A short note on some exciting research going on in Athens and other large Greek cities. The measurement of time, especially the very shortest periods, has fascinated Greeks for ages. The consensus now is that the shortest amount of measurable time is from the moment the traffic light turns green until the driver of the fifth car back honks his horn. Now you know.
May 23, 2014 – Anek Lines ‘Forza’
Somewhere in the Ionian Sea between Albania and the boot of Italy.
We were up and packed and ready to go right up until the ticket taker told us he had tickets for two bikes but only one person. Gah! I zipped back to the ticket office, got my ticket and then realized I couldn’t go back out of the terminal building the way I had come in. I had to go through Customs again, run around the building to my bike and zip back to the boat where Debb was waiting as the last of the big rigs was loading. We boarded, tied down the bikes and Anek Lines decided it was time to set sail.

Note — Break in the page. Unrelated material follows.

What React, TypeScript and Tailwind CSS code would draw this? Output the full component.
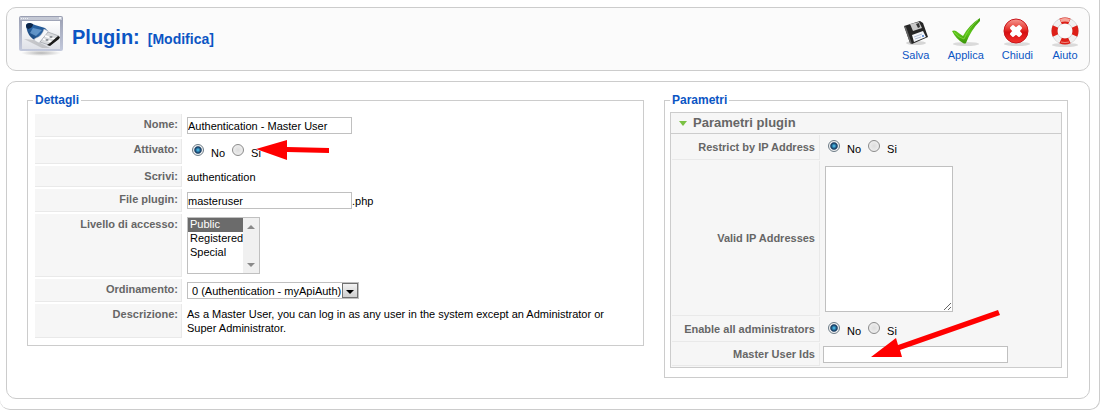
import type { ReactNode } from 'react';

interface ToolbarButtonProps {
  label: string;
  children: ReactNode;
}

function ToolbarButton({ label, children }: ToolbarButtonProps) {
  return (
    <button type="button" className="flex flex-col items-center text-[11px] leading-[14px] text-[#0b55c4] cursor-pointer">
      <svg className="w-7 h-8" viewBox="0 0 28 32" aria-hidden="true">
        {children}
      </svg>
      {label}
    </button>
  );
}

function PluginIcon() {
  return (
    <svg className="w-12 h-12 shrink-0" viewBox="0 0 48 48" aria-hidden="true">
      <defs>
        <linearGradient id="win" x1="0" y1="0" x2="0" y2="1">
          <stop offset="0" stopColor="#9a9fb2" />
          <stop offset="1" stopColor="#c3c9dc" />
        </linearGradient>
        <linearGradient id="pane" x1="0" y1="0" x2="0" y2="1">
          <stop offset="0" stopColor="#ffffff" />
          <stop offset="1" stopColor="#dfe1e8" />
        </linearGradient>
        <linearGradient id="usb" x1="0" y1="1" x2="1" y2="0">
          <stop offset="0" stopColor="#0f2f5c" />
          <stop offset="0.5" stopColor="#2a65a5" />
          <stop offset="1" stopColor="#1a4a85" />
        </linearGradient>
        <radialGradient id="winShadow">
          <stop offset="0" stopColor="#888888" stopOpacity="0.6" />
          <stop offset="1" stopColor="#888888" stopOpacity="0" />
        </radialGradient>
      </defs>
      <ellipse cx="24" cy="38" rx="20" ry="3" fill="url(#winShadow)" />
      <rect x="2" y="1" width="44" height="35" rx="2" fill="url(#win)" />
      <rect x="3" y="2" width="42" height="3" fill="#c4c8d4" />
      <path d="M4 3.500H11" stroke="#eef0f5" strokeDasharray="1 1" />
      <rect x="42" y="2" width="2" height="2" fill="#eef0f5" />
      <rect x="5" y="6" width="38" height="28" fill="url(#pane)" />
      <path d="M7 24L18 25L33 33L25 33z" fill="#777777" opacity="0.3" />
      <path d="M9 11q0-3 4-3l5 2l10 3l3 3l-9 11l-6-3q-5-4-6-9z" fill="url(#usb)" />
      <path d="M9 11q0-3 4-3l3 1q0 4-5 5q-2-1-2-3z" fill="#0c2548" />
      <path d="M16 13l9 2l-6 6l-6-3z" fill="#79a9d8" opacity="0.7" />
      <path d="M27 14l4 2l0 2l-9 10l-4-2q-2-2 1-3q6-2 8-9z" fill="#f6f7f9" stroke="#b0b5bf" strokeWidth="0.500" />
      <path d="M31 17l11 4l-10 9l-9-3z" fill="#d8dadd" stroke="#858991" strokeWidth="0.500" />
      <path d="M28 21l10 3M26 24l9 3" stroke="#ffffff" strokeWidth="1.500" />
      <path d="M41 21l2 1l-1 2l-9 7l-3-1l3-2z" fill="#1b1b1b" />
      <path d="M34 21l2 1l-2 1l-2-1zM30 24l2 1l-2 1l-2-1z" fill="#777b82" />
    </svg>
  );
}

function SaveGlyph() {
  return (
    <>
      <ellipse cx="14" cy="27" rx="10" ry="2" fill="#d6d6d6" />
      <path d="M2 10L18 5L21 7L26 21L10 28L8 27z" fill="#262626" />
      <path d="M2 10L8 27L10 28L4 11z" fill="#666666" />
      <path d="M8 8L17 6L20 12L11 15z" fill="#c9c9c9" />
      <path d="M14 8L17 7L18 11L16 12z" fill="#333333" />
      <path d="M10 19L21 15L24 21L12 26z" fill="#f5f7fb" />
      <path d="M12 21L20 18M13 23L19 21" stroke="#b3bfd6" />
      <circle cx="21" cy="20" r="1" fill="#4a7fd0" />
    </>
  );
}

function ApplyGlyph() {
  return (
    <>
      <defs>
        <linearGradient id="check" x1="0" y1="0" x2="0" y2="1">
          <stop offset="0" stopColor="#3c9a0c" />
          <stop offset="0.6" stopColor="#5cc41a" />
          <stop offset="1" stopColor="#3a9408" />
        </linearGradient>
      </defs>
      <ellipse cx="14" cy="28" rx="13" ry="2" fill="#dadada" />
      <path d="M0 15q2-1 4 0q4 3 7 5q6-11 17-18l0 3q-9 9-14 22q-1 1-3 0Q4 23 0 15z" fill="url(#check)" />
      <path d="M2 16q5 6 10 7q5-12 14-19" fill="none" stroke="#8fe04a" opacity="0.7" />
    </>
  );
}

function CloseGlyph() {
  return (
    <>
      <defs>
        <linearGradient id="ball" x1="0" y1="0" x2="0" y2="1">
          <stop offset="0" stopColor="#f59a92" />
          <stop offset="0.45" stopColor="#e52d27" />
          <stop offset="0.55" stopColor="#d60f12" />
          <stop offset="1" stopColor="#f3322c" />
        </linearGradient>
      </defs>
      <ellipse cx="14" cy="28" rx="13" ry="2" fill="#dadada" />
      <circle cx="13" cy="15" r="12" fill="url(#ball)" stroke="#c9151b" />
      <path
        d="M8 12L10 10L13 12.500L16 10L18 12L15.500 15L18 18L16 20L13 17.500L10 20L8 18L10.500 15z"
        fill="#ffffff"
        stroke="#ffffff"
        strokeWidth="2"
        strokeLinejoin="round"
      />
    </>
  );
}

function HelpGlyph() {
  return (
    <>
      <ellipse cx="14" cy="29" rx="13" ry="2" fill="#dadada" />
      <circle cx="14" cy="15" r="10.500" fill="none" stroke="#c4c4c4" strokeWidth="6" />
      <circle cx="14" cy="15" r="10.500" fill="none" stroke="#f0f0f0" strokeWidth="5" />
      <circle
        cx="14"
        cy="15"
        r="10.500"
        fill="none"
        stroke="#dd2018"
        strokeWidth="6"
        pathLength="80"
        strokeDasharray="11 9"
        strokeDashoffset="5.500"
      />
      <path d="M9 3q5-2 10 0l-1 3q-4-1-8 0z" fill="#f6a79c" />
      <path d="M10 26q4 1 8 0" stroke="#f08a80" fill="none" />
    </>
  );
}

interface RadioPairProps {
  name: string;
  label: string;
}

function RadioPair({ name, label }: RadioPairProps) {
  const radio =
    'appearance-none w-3 h-3 mt-px rounded-full border border-[#8b8b8b] bg-radial from-[#dddddd] to-[#f4f4f4] checked:border-[#6d7c87] checked:bg-radial checked:from-[#4cc0ee] checked:from-5% checked:via-[#12365c] checked:via-45% checked:to-[#f0f0f0] checked:to-60%';
  return (
    <div role="radiogroup" aria-label={label} className="flex pl-[5px] gap-[7px]">
      <label className="flex gap-[7px]">
        <input type="radio" name={name} defaultChecked className={radio} />
        <span className="pt-[3px] leading-[14px]">No</span>
      </label>
      <label className="flex gap-[7px]">
        <input type="radio" name={name} className={radio} />
        <span className="pt-[3px] leading-[14px]">Si</span>
      </label>
    </div>
  );
}

interface RowProps {
  label: string;
  htmlFor?: string;
  height: string;
  children: ReactNode;
}

function Row({ label, htmlFor, height, children }: RowProps) {
  return (
    <tr className={height}>
      <th
        scope="row"
        className="w-[147px] bg-[#f6f6f6] border-b border-r border-[#e9e9e9] pr-[3px] pt-[3px] text-right align-top font-bold text-[#666666]"
      >
        {htmlFor ? <label htmlFor={htmlFor}>{label}</label> : label}
      </th>
      <td className="relative pl-[3px] align-middle">{children}</td>
    </tr>
  );
}

function ParamRow({ label, htmlFor, height, children }: RowProps) {
  return (
    <tr className={height}>
      <th
        scope="row"
        className="w-[148px] border-b border-r border-[#e9e9e9] pr-1 text-right align-middle font-bold text-[#666666]"
      >
        {htmlFor ? <label htmlFor={htmlFor}>{label}</label> : label}
      </th>
      <td className="relative pl-[2px] align-middle">{children}</td>
    </tr>
  );
}

export default function App() {
  const field = 'h-[17px] bg-white border border-[#c0c0c0] text-[11px] leading-[14px] text-black outline-none';

  return (
    <div className="bg-white font-['Liberation_Sans',Arial,sans-serif] text-[11px] leading-[14px] text-black">
      <div className="mr-[3px] pl-[6px] pr-[9px] pt-[7px] pb-[10px] border-r border-b border-[#cccccc] rounded-b-[10px]">
        <header className="flex items-start justify-between h-16 px-[10px] bg-[#fbfbfb] border border-[#cccccc] rounded-[10px]">
          <div className="flex items-start gap-[7px] pt-[7px]">
            <PluginIcon />
            <h1 className="flex items-baseline gap-2 pt-[9px] text-xl leading-[26px] font-bold text-[#0b55c4]">
              Plugin: <small className="text-sm">[Modifica]</small>
            </h1>
          </div>
          <div className="flex gap-[18px] pt-2">
            <ToolbarButton label="Salva"><SaveGlyph /></ToolbarButton>
            <ToolbarButton label="Applica"><ApplyGlyph /></ToolbarButton>
            <ToolbarButton label="Chiudi"><CloseGlyph /></ToolbarButton>
            <ToolbarButton label="Aiuto"><HelpGlyph /></ToolbarButton>
          </div>
        </header>

        <main className="flex items-start gap-5 mt-[10px] pl-5 pr-[21px] pt-[10px] pb-5 border border-[#cccccc] rounded-[10px]">
          <fieldset className="flex-1 min-w-0 border border-[#cccccc] px-[5px] pb-[5px]">
            <legend className="px-[2px] text-xs leading-4 font-bold text-[#0b55c4]">Dettagli</legend>
            <table className="w-full mt-1 border-separate border-spacing-[2px]">
              <tbody>
                <Row label="Nome:" htmlFor="name" height="h-[23px]">
                  <input id="name" type="text" defaultValue="Authentication - Master User" className={`${field} block w-[165px]`} />
                </Row>
                <Row label="Attivato:" height="h-[25px]">
                  <RadioPair name="published" label="Attivato" />
                  <svg className="absolute left-[72px] top-0 w-[74px] h-[23px]" viewBox="0 0 74 23" aria-hidden="true">
                    <path d="M0 10L31 1V8L73 9V14L31 13V21z" fill="#ff0000" />
                  </svg>
                </Row>
                <Row label="Scrivi:" height="h-[21px]">authentication</Row>
                <Row label="File plugin:" htmlFor="file" height="h-[23px]">
                  <div className="flex items-center">
                    <input id="file" type="text" defaultValue="masteruser" className={`${field} w-[165px]`} />
                    .php
                  </div>
                </Row>
                <Row label="Livello di accesso:" htmlFor="access" height="h-[63px]">
                  <div className="flex w-[73px] h-[57px] border border-[#c0c0c0] bg-white">
                    <select
                      id="access"
                      size={4}
                      defaultValue="public"
                      className="appearance-none w-[55px] h-full overflow-hidden text-[11px] outline-none"
                    >
                      <option value="public" className="h-[14px] min-h-0 px-[2px] py-0 leading-[14px] checked:bg-[#6b6b6b] checked:text-white">Public</option>
                      <option value="registered" className="h-[14px] min-h-0 px-[2px] py-0 leading-[14px]">Registered</option>
                      <option value="special" className="h-[14px] min-h-0 px-[2px] py-0 leading-[14px]">Special</option>
                    </select>
                    <svg className="w-4 h-full bg-[#f0f0f0]" viewBox="0 0 16 55" aria-hidden="true">
                      <path d="M4 11L8 7L12 11z" fill="#8a8a8a" />
                      <path d="M4 45H12L8 49z" fill="#8a8a8a" />
                    </svg>
                  </div>
                </Row>
                <Row label="Ordinamento:" htmlFor="order" height="h-[23px]">
                  <div className="relative w-[172px]">
                    <select id="order" className={`${field} block appearance-none w-full pl-1`}>
                      <option>0 (Authentication - myApiAuth)</option>
                    </select>
                    <span className="absolute right-px top-px w-4 h-[15px] flex items-end justify-center pb-[3px] border border-[#707070] bg-linear-to-b from-[#f2f2f2] to-[#cfcfcf] pointer-events-none">
                      <svg className="w-2 h-1" viewBox="0 0 8 4" aria-hidden="true">
                        <path d="M0 0H8L4 4z" fill="#000000" />
                      </svg>
                    </span>
                  </div>
                </Row>
                <Row label="Descrizione:" height="h-[34px]">
                  <p className="max-w-[430px]">
                    As a Master User, you can log in as any user in the system except an Administrator or Super Administrator.
                  </p>
                </Row>
              </tbody>
            </table>
          </fieldset>

          <fieldset className="w-[404px] shrink-0 border border-[#cccccc] px-[5px] pb-[9px]">
            <legend className="px-[2px] text-xs leading-4 font-bold text-[#0b55c4]">Parametri</legend>
            <div className="mt-1 border border-[#cccccc] bg-[#f6f6f6]">
              <h3 className="flex items-center gap-[6px] h-[21px] pl-2 border-b border-[#cccccc] text-[13px] font-bold text-[#666666]">
                <svg className="w-2 h-[5px]" viewBox="0 0 8 5" aria-hidden="true">
                  <path d="M0 0H8L4 5z" fill="#7ac143" />
                </svg>
                Parametri plugin
              </h3>
              <table className="w-full border-separate border-spacing-px">
                <tbody>
                  <ParamRow label="Restrict by IP Address" height="h-[25px]">
                    <RadioPair name="restrict" label="Restrict by IP Address" />
                  </ParamRow>
                  <ParamRow label="Valid IP Addresses" htmlFor="ips" height="h-[155px]">
                    <textarea id="ips" className="block ml-[2px] w-32 h-[146px] bg-white border border-[#c0c0c0] outline-none" />
                  </ParamRow>
                  <ParamRow label="Enable all administrators" height="h-[25px]">
                    <RadioPair name="admins" label="Enable all administrators" />
                  </ParamRow>
                  <ParamRow label="Master User Ids" htmlFor="ids" height="h-[23px]">
                    <input id="ids" type="text" className={`${field} block w-[185px]`} />
                    <svg className="absolute left-[50px] bottom-2 w-[130px] h-12" viewBox="0 0 130 48" aria-hidden="true">
                      <path d="M0 47L25 28L27 35L127 0L129 5L29 40L31 47z" fill="#ff0000" />
                    </svg>
                  </ParamRow>
                </tbody>
              </table>
            </div>
          </fieldset>
        </main>
      </div>
    </div>
  );
}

After we went through Customs this morning and came out on the other side of the fence was our first chance to see just how big this new port facility is. Three or four football fields from the water to the road, and a mile long, at least. No wonder the restaurant guy was sad. The ocean is a distant memory.
The boat sailed between the mainland and some islands for the first hour, but now we are in open ocean. Only one or two ships have passed us going south so we have the ocean to ourselves.
When we checked in the Steward upgraded us from a cabin with bunk beds to a cabin for four and so we have both lower bunks. And extra pillows!
The ‘car deck’ is massive. Nearly the entire length of the vessel and 6 lanes wide on the bottom. There is a long ramp up the upper ‘car deck’ and it is half full with about 30 rigs up there. These boats can carry a lot. I would say we are about 40% full. I believe this ship can carry well over 100 big rigs.
The ride is very smooth with only a touch of vibration to help with sore muscles and naps.
We are looking forward to arriving in Venice from the sea tomorrow morning.